APOLLINE DE MALHERBE
Il est 08h32, vous êtes bien sur RMC et BFM TV. Bonjour Eric DUPOND-MORETTI.

ERIC DUPOND-MORETTI
Bonjour Madame.

APOLLINE DE MALHERBE
Merci d'être dans ce studio pour répondre à mes questions. Vous êtes le Garde des sceaux bien sûr. Et on va parler du trafic de drogue, la lutte contre le trafic de drogue, vous étiez hier à Marseille, accompagné du ministre de l'Intérieur, mais aussi du président de la République, lui-même, pour lancer cette opération XXL à Marseille de lutte contre la drogue. Ce matin, sur RMC, avec tous les auditeurs, on a débattu de cette question, et on a eu beaucoup de témoignages de Marseille, mais aussi d'ailleurs.

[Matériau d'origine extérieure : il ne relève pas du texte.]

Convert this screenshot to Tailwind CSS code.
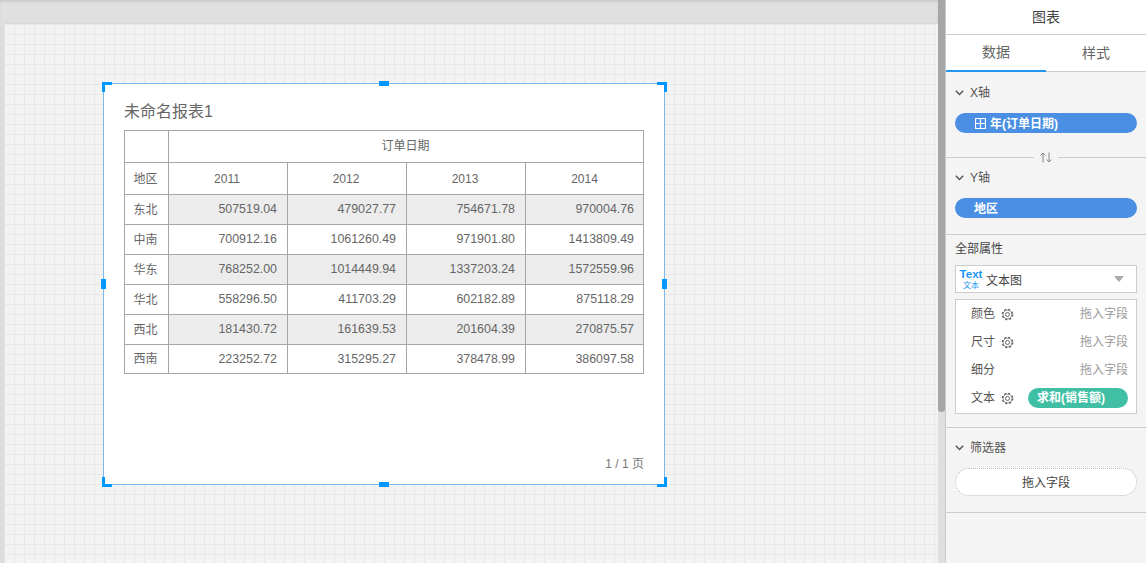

Et je voudrais tout de suite nous plonger, au fond, dans ce qu'est la drogue, au-delà des chiffres, au-delà des images, c'est le témoignage ce matin de Frédéric, Frédéric qui nous a appelés, il a 60 ans, il vit dans le Nord, il ne nous a pas dit exactement où, parce que, évidemment, vous allez vite le comprendre, il ne veut pas qu'on sache où exactement il est. Mais il travaille, il vit pas loin d'une cité difficile. Il dit : chez moi, ce n'est pas si difficile, mais précisément, c'est la raison pour laquelle il a été appelé par les dealers. Ecoutez son témoignage.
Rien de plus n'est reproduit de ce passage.